The creatures "out there" are perfectly willing to make use of structures that humans have erected for their own use. Put up a shed anywhere on your property and some little creature is going to find a use for it. I sort of shrug this off because as long as it doesn't interfere with what I want to use the shed for, I don't care if a field mouse uses a shed corner for a winter condo.
Today, however, I ended up living an idiom I must have used hundreds of times in my lifetime, all thanks to a creature of the wild. Last Sunday my hubby discovered that hornets had built a nest in a corner of the shed where our garbage cans are stored. He took a hose and sprayed the nest out of existence, incurring a "little" bite along the way. A few days ago he found a stubborn group of hornets looking to rebuild that nest. Again he sprayed and carefully cleaned away the nest area.

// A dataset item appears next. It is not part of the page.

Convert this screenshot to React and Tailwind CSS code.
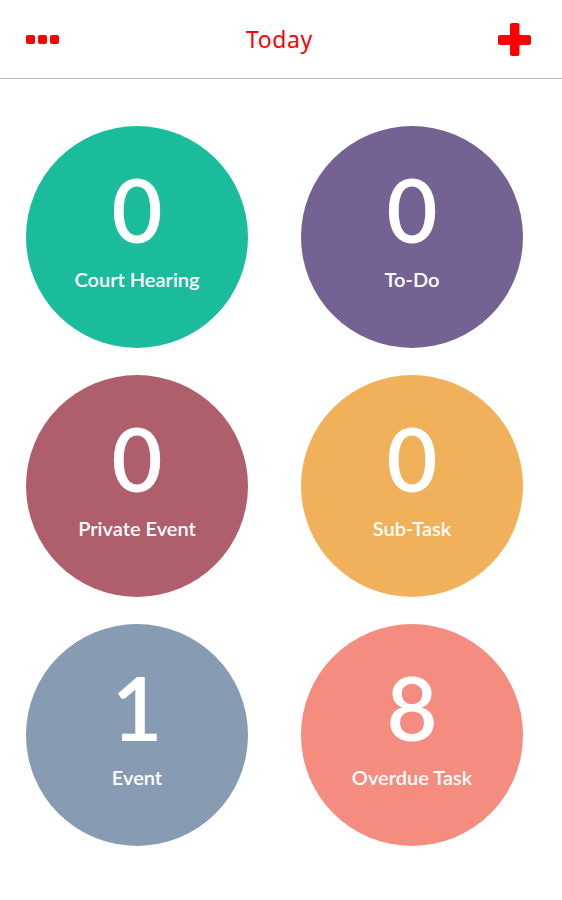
import React from "react";

const items = [
  { n: "0", label: "Court Hearing", bg: "bg-[#1bbc9b]" },
  { n: "0", label: "To-Do", bg: "bg-[#746392]" },
  { n: "0", label: "Private Event", bg: "bg-[#ae5f6b]" },
  { n: "0", label: "Sub-Task", bg: "bg-[#f0b15a]" },
  { n: "1", label: "Event", bg: "bg-[#879bb3]" },
  { n: "8", label: "Overdue Task", bg: "bg-[#f58c80]" },
];

export default function App() {
  return (
    <div className="w-[562px] h-[900px] bg-white" style={{ fontFamily: '"Noto Sans", "Open Sans", sans-serif' }}>
      <header className="h-[79px] border-b border-[#bcbcbc] flex items-center justify-between pl-[26px] pr-[31px]">
        <div className="flex gap-[3px]">
          <div className="w-[9px] h-[9px] rounded-[2px] bg-[#ff0000]" />
          <div className="w-[9px] h-[9px] rounded-[2px] bg-[#ff0000]" />
          <div className="w-[9px] h-[9px] rounded-[2px] bg-[#ff0000]" />
        </div>
        <h1 className="text-[23px] leading-none text-[#ff0000] tracking-[0.6px] pl-[2px]">Today</h1>
        <svg width="33" height="33" viewBox="0 0 33 33">
          <rect x="0" y="12" width="33" height="10" rx="2" fill="#ff0000" />
          <rect x="12" y="0" width="9.5" height="33" rx="2" fill="#ff0000" />
        </svg>
      </header>
      <div className="grid grid-cols-[222px_222px] gap-x-[53px] gap-y-[27px] pl-[26px] pt-[47px]">
        {items.map((it, i) => (
          <div key={i} className={`w-[222px] h-[222px] rounded-full ${it.bg} flex flex-col items-center pt-[39px] text-white font-[Lato]`}>
            <div className="text-[88px] leading-none font-semibold">{it.n}</div>
            <div className="mt-[16px] text-[20px] leading-none font-semibold">{it.label}</div>
          </div>
        ))}
      </div>
    </div>
  );
}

Somewhere in my kesuba it states that I will produce the garbage in the kitchen and my husband will take it out to the cans (said only half in jest). Unfortunately, something really could not remain a whole day in the kitchen, so I headed down to the garbage shed with the offending item. I was bending over the can when disaster struck. A hornet somehow found its way back to the shed. It was irked with me for disturbing it. It came after me but somehow got entangled in the bill of the hat I was wearing. Maybe a little unwisely I tried to swat at it, and to get away from my hand it crawled under the brim of my hat.
I'll spare you a rehash of the histrionics here as hat (and thankfully also hornet) went sailing through the air. I'm a lot calmer now, in the safety of my house, and a few hours after the incident, and suddenly the absurdity of it all hit me. Today, I can truthfully say that I "had a bee in my bonnet." It's times like these that I wish that I taught math, not English. What's next? Am I going to "beard the lion in his den?"
Note: hubby just got home and eradicated the nest yet again. Maybe the third time will be lucky.
2 comments:
i hope he was successful this time getting rid of the nest. i don't imagine that it makes a good impression on a prospective buyer to get stung by a hornet while surveying the backyard
שבוע טוב
Be thankful it was a hat and no one was around. A wasp got tangled up in my sister's sheitle at the table on Sukkos. She wasn't gone to take off the sheitle so my bil's answer was to take a plate (okay plastic, but still) and wap the wasp with it. It flew off the sheitle and landed in the potato salad, where it died. Not the most memorable meal in our sukkah, although we all remember it.